Eugène Onéguine de Piotr Ilitch Tchaïkovski, créé à Moscou en 1879, est basé sur le poème éponyme d'Alexandre Pouchkine. Le livret, élaboré par le compositeur lui-même, suit de près certains passages de la source littéraire et conserve une grande partie de sa poésie. L'action se déroule dans les années 1820 à Saint-Pétersbourg et ses environs. Tatiana, la fille de la propriétaire terrienne Madame Larina, tombe amoureuse d'Eugène Onéguine. Elle le rencontre alors que Lensky, le fiancé de sa sœur Olga, rend visite à la famille à la campagne, accompagné de ce mystérieux ami. Tatiana est instantanément attirée par Onéguine et lui écrit une lettre dans laquelle elle lui fait part de ses sentiments, affirmant qu'elle doute de pouvoir jamais ressentir la même chose pour quelqu'un d'autre.
Onéguine est néanmoins de ces êtres qui ne montrent pas aisément leurs sentiments et considère ne pas être fait pour le mariage. Bien qu'il l’affirme à Tatiana sans animosité, tout en la mettant en garde de ne pas se livrer émotionnellement si facilement, la façon dont il la rejette peut paraitre condescendante, voire cruelle.
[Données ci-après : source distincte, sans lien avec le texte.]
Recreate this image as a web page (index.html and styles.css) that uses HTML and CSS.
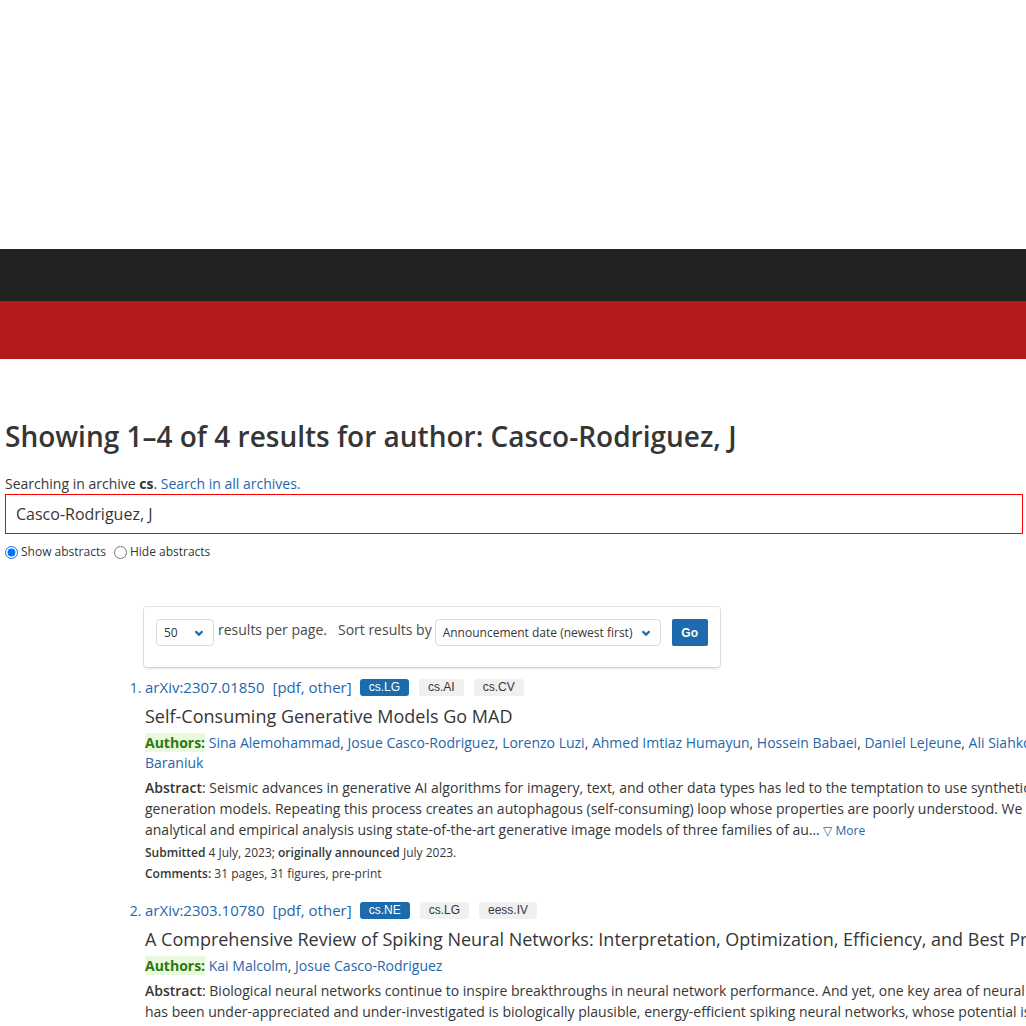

Lors du bal qui suit chez les Larin, le jeune homme s’irrite des ragots colportés sur lui et Tatiana, et comme pour les détromper, il flirte et danse avec Olga, ce qui suscite la jalousie de Lensky. Lensky interpelle Onéguine, la situation s'envenime, et une chose en entrainant une autre, ils finissent par convenir d'un duel. Alors qu'ils s’apprêtent à s’affronter, ils hésitent, réalisent la vacuité de leur différend, mais ni l'un ni l'autre n'est prêt à reculer et Onéguine tue Lensky.
Rejeté par la bonne société, pris de remords pour la mort de Lensky, Onéguine consacre les années suivantes à voyager en Europe. Il retourne à Saint-Pétersbourg et, lors d'un bal, retrouve Tatiana désormais mariée au prince Gremin. Onéguine ne peut croire que cette beauté aristocratique est la jeune fille qu'il a autrefois rejetée, et est immédiatement pris de regrets. Alors qu’ils se croisent en privé, Onéguine déclare son amour à Tatiana, et de son côté, elle admet éprouver toujours les mêmes sentiments à son égard. Elle restera néanmoins fidèle à son mari malgré ses sentiments, et le quitte seul et dévasté.
Kristina Mkhitaryan (Tatyana), Eugene Onegin (c) Tristram Kenton
La nouvelle production du metteur en scène américain Ted Huffman pour le Royal Ballet and Opera de Londres transpose l'action à notre époque. L'approche « minimaliste » du drame est néanmoins bien plus importante que l'époque choisie. L'intention de Ted Huffman consiste à faire émerger un monde qui « dans un sens, n'existe que dans l'esprit du public » – le décor de Hyemi Shin se compose d’un grand espace pratiquement nu. Alors qu'une telle approche aurait pu submerger les interprètes et leur donner un sentiment d’écrasement, c'est l’inverse qui se produit. L'espace est suffisamment vaste pour placer l'ensemble de la représentation à l'échelle qui convient à ce grand opéra. De fait, toute la scène pourrait être perçue comme un livre vierge dans lequel Tatyana écrit ses rêves de voir les événements se dérouler autrement, mais rien ne se passe comme elle l’aurait souhaité.
Le drame commence avec seulement quelques individus sur scène, avant qu’ils ne soient rejoints par le chœur. Ses membres jouent d'abord le rôle de paysans puis on les entend « s'approcher » depuis l'arrière-scène, leur belle sonorité se propageant dans la salle. Une fois arrivés, ils occupent le centre de l’espace, ce qui aide le public à se sentir aussi impliqué dans la scène que ceux qui y participent.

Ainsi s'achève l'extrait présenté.